══ PROVIDED RECORDS ══

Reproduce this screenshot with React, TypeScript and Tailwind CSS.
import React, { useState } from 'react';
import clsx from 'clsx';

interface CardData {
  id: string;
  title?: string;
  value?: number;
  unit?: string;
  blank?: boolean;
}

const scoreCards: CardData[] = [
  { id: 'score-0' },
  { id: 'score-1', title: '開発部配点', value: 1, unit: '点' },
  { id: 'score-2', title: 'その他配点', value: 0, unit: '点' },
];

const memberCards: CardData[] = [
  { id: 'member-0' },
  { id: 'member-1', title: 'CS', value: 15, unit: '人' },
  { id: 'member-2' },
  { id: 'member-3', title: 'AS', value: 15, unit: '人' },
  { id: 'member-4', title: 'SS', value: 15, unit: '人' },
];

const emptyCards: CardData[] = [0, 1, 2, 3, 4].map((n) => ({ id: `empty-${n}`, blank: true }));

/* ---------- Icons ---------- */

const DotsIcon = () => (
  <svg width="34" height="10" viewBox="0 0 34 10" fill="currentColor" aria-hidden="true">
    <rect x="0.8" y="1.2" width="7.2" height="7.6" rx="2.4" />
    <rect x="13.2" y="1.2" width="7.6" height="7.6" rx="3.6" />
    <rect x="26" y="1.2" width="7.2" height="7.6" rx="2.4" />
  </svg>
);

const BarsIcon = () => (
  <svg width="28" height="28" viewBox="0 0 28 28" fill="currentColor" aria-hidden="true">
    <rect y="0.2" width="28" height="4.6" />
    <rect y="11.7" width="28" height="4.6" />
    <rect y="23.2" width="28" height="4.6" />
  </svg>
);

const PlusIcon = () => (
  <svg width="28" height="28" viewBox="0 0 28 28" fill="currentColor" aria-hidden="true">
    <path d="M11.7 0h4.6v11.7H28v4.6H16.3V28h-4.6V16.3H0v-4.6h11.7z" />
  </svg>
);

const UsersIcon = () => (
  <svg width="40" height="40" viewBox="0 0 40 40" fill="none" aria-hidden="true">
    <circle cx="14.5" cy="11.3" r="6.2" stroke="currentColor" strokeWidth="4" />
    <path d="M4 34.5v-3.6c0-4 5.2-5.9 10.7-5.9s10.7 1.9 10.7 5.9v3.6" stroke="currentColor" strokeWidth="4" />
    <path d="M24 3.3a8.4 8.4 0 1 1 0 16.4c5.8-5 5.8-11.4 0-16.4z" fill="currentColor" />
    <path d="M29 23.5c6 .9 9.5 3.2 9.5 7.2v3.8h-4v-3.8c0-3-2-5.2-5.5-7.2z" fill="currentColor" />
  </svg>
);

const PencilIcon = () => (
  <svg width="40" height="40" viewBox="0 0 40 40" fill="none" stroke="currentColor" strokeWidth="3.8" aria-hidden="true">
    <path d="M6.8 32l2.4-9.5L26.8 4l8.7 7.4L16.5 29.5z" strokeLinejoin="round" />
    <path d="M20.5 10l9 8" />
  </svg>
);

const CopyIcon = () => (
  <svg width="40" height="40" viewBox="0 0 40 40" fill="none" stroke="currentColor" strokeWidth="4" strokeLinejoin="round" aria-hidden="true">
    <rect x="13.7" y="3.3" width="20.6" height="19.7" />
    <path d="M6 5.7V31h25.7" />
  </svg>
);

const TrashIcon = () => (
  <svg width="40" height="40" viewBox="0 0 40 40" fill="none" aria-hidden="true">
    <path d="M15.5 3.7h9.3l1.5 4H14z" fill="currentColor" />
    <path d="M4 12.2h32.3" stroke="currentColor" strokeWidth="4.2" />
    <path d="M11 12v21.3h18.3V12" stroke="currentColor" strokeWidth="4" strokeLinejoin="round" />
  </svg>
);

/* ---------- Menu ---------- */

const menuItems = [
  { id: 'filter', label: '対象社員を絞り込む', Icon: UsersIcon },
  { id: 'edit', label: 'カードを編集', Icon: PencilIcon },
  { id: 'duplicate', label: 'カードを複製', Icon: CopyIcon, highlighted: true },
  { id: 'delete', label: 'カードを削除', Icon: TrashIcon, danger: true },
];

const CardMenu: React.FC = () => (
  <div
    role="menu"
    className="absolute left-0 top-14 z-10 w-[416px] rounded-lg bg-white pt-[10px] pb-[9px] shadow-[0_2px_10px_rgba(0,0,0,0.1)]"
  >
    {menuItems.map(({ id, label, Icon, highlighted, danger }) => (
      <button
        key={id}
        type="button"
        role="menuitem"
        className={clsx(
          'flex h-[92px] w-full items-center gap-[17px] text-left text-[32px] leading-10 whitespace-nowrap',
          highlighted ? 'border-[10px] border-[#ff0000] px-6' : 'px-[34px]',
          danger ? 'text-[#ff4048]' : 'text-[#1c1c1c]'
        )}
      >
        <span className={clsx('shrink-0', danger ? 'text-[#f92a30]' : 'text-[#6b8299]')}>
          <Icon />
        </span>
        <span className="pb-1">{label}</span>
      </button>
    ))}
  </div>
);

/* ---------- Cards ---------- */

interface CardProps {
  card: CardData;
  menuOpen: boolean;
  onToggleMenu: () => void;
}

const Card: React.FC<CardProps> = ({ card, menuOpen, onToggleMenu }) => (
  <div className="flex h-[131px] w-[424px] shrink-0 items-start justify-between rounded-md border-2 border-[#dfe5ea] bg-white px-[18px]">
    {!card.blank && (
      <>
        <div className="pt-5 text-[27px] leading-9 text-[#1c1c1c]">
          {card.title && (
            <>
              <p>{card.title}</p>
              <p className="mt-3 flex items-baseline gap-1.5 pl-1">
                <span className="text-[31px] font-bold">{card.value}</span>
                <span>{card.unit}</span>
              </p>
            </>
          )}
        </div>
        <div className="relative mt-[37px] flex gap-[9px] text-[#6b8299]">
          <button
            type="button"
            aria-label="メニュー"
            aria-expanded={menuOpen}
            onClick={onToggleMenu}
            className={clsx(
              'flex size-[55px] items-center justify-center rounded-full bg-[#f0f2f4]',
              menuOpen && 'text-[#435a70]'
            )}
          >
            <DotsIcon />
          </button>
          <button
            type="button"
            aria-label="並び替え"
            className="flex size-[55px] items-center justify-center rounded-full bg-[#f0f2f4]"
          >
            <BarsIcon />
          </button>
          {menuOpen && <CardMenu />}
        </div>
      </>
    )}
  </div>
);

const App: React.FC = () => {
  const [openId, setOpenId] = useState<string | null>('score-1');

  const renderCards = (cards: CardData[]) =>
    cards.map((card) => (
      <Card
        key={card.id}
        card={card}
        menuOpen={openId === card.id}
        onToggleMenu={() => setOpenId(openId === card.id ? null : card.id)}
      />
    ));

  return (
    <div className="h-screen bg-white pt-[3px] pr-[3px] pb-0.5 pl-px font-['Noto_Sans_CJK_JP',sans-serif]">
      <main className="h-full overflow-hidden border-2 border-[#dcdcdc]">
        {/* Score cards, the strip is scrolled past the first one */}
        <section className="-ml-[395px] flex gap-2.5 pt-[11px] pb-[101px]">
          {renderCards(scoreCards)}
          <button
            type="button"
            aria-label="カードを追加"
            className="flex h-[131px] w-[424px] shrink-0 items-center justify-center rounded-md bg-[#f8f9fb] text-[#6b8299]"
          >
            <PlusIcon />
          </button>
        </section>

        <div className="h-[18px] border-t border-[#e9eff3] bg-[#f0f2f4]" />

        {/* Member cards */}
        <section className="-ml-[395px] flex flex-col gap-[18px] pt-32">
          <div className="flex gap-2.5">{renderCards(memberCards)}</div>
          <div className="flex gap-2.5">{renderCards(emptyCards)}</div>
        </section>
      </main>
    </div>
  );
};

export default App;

═══
══ PROVIDED RECORDS ══

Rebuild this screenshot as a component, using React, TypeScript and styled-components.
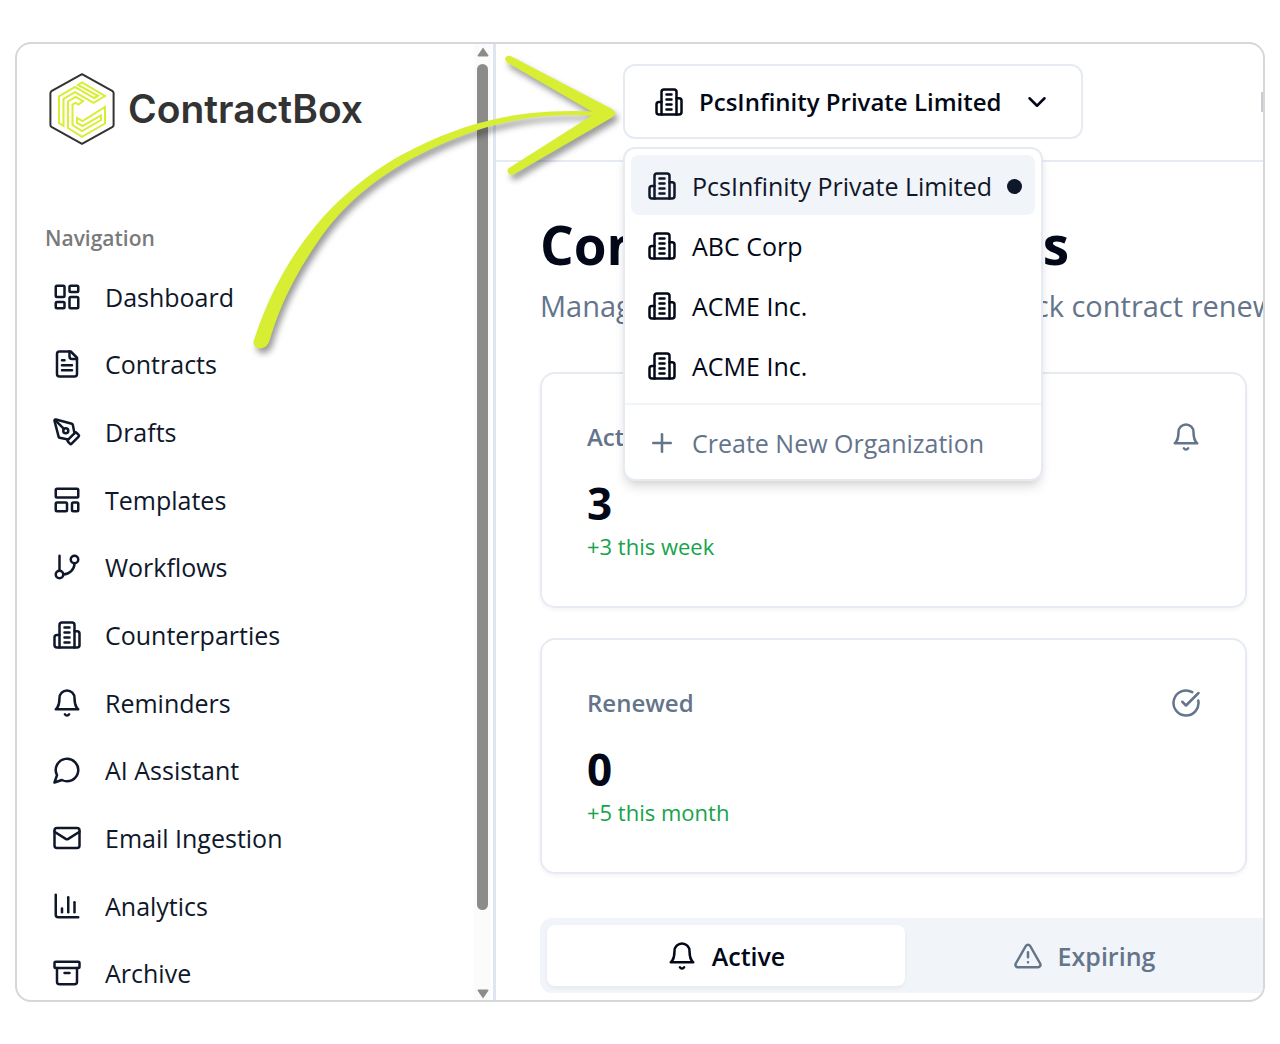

═══

- [JOB] Take every line from the data above that holds "this" and copy it out.

- [FULL SOLUTION]
Reproduce this screenshot with React, TypeScript and Tailwind CSS.
Rebuild this screenshot as a component, using React, TypeScript and styled-components.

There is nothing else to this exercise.